LC: I felt sure there would be a lot of attention paid in the year of the 100th anniversary of the murders [which occured in July 1918], and I wanted Alexandra’s story to stand among them. In 2017 it was 100 years from the end of autocracy in Russia and the beginning of Boshevism and numerous new books and documentaries were appearing covering the political things happening around WW1, Nicholas’s abdication and the Russian Revolution. In 2018 new books began appearing with more information than was previously known especially about the rescue plots and the finding, identifying and interment of their bones. I thought the timing would be crucial because people would be searching online for things pertaining to the family and my book might be able to provide an unconventional biographic narrative of her life.
PQL: This collection is obviously inspired by historical events and figures. How did you go about conducting your research in preparation for this book? Where there any resources that were of particular importance in your writing?
LC: After the idea of the book had established itself I spent the next many years reading what I came across about the family. I admit I did not become a student of Russian history or Russian autocracy at large, but I drilled down into the reign of Nicholas which is the primary source of material on Alexandra. There are very few biographies of her out there, one written in 1994 and another by an unreliable narrator who lived with the family for a few years and ultimately betrayed them, it is thought, for money and safe passage.
I discovered a quiet world of Russophile websites and sites dedicated to keeping the idea of Russian monarchy alive. These sites were also a treasure trove of material on the palaces, St Petersburg, the cathedrals, and the thousands of photographs out there that gave a deeper look into their daily lives both as royals and at home. One site even had a bookstore of translations of rare accounts by people connected to the situation. It was not uncommon even back then for people close to a controversial situation to write a book about it after the fact, for example the children’s teachers, nannies, Nicholas’s security chief. There are even accounts written by Yusupof who murdered Rasputin and Yurovsky who coordinated the murder and who specifically shot Nicholas.
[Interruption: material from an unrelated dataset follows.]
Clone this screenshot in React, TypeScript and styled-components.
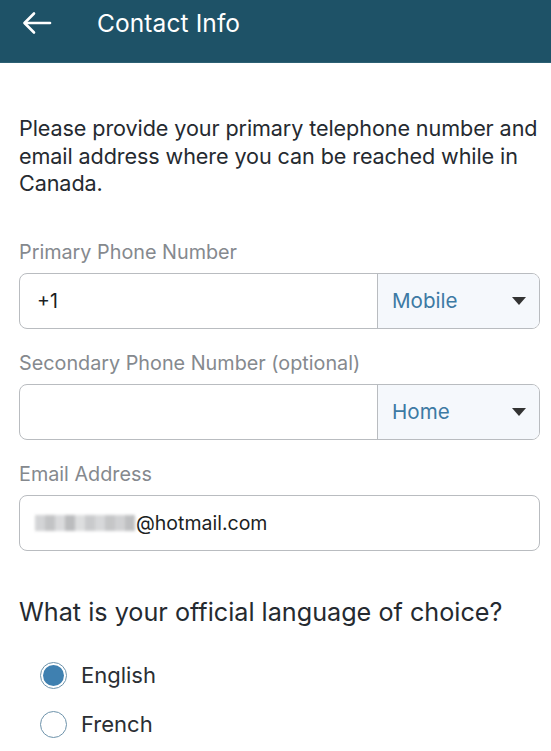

As time drew near the anniversary I stepped up my research and went all in reading everything I could order. I researched hemophilia, WW1, Queen Victoria, Rasputin and had a dual timeline on the wall one side of which was the historical events from her birth to her death and the other side was the corresponding timeline of her life and its events. I did a lot of mining of the books about Nicholas for new gems of information about Alexandra that go deeper than the general things written about her. But, if I had to state one book that was the single most important it was one I found in a used bookstore in Toronto in about 2005 or so, called A Lifelong Passion: Nicholas and Alexandra, Their Own Story by Andrei Maylunas and Sergei Mironenko, 1996.
PQL: It is clear that a lot of research went into developing the timeline of events, the cast of characters and the experience of Revolution-era Russia, but the book also demonstrates an understanding of the inner workings of the mind and heart of Alexandra Feodorovna. How did you extrapolate emotions and inner monologues that do not show up in history books?
LC: The book I mention above was invaluable to me as it contained letters written between Nicky and Alexandra over all their years together, as well as their diary entries. The family burned a lot of their personal papers while in captivity, but this book was filled with surviving material that showed me the real people in their real voices. The book also contains letters to and from other family members and their diary entries giving their impressions of situations and of Nicky and Alexandra. From these writings I had a sense of her voice and of her manifold concerns and of her particular brand of closed-mindedness to the seriousness of what was happening around her politically. The extrapolation to the level of frankness that the real Alexandra alluded to was easy for me because as a wife and mother myself I was able to insert how I might feel in the same circumstances, or how a modern woman might feel.
PQL: What would be your advice to a fellow writer looking to tackle an important historical subject through poetry?
LC: Aside from committing to exhaustive research I would say: write poetry and not prose. Even if you are a poet by nature the first step might be to write “long”, that is to say lengthy explanatory lines and tracts, background information etc. and transposing your research. I wrote many poems more than once as I condensed and condensed the prosey language into shorter poetic form and removed expository language. It felt right to work with couplets as it had the feel of the poetry of her times but I decided against multiple voices or the devices of letters and public documents. However, I wanted to give it context by showing how utterly modern these people were. They lived in a time like us where technology suddenly took over the industrial world. In her lifetime the world went from lamps and buggies to electric light, boiler heat systems, telephones, phonographs, motion pictures, cars, airplanes, small personal cameras that everyone had and no-one went anywhere without. There is a photo that Anastasia took where she stood on a chair in front of her dressing mirror and took a picture of herself taking a picture of herself. It’s known as the first selfie.
What an enlightening Q&A session! It is fascinating to learn about authors’ personal connection to their work, but I always marvel at the amount of research goes into translating that world into poetry. Many thanks to Lori for taking the time out to answer our questions, and don’t forget to mark her reading at Thin Air in your calendars.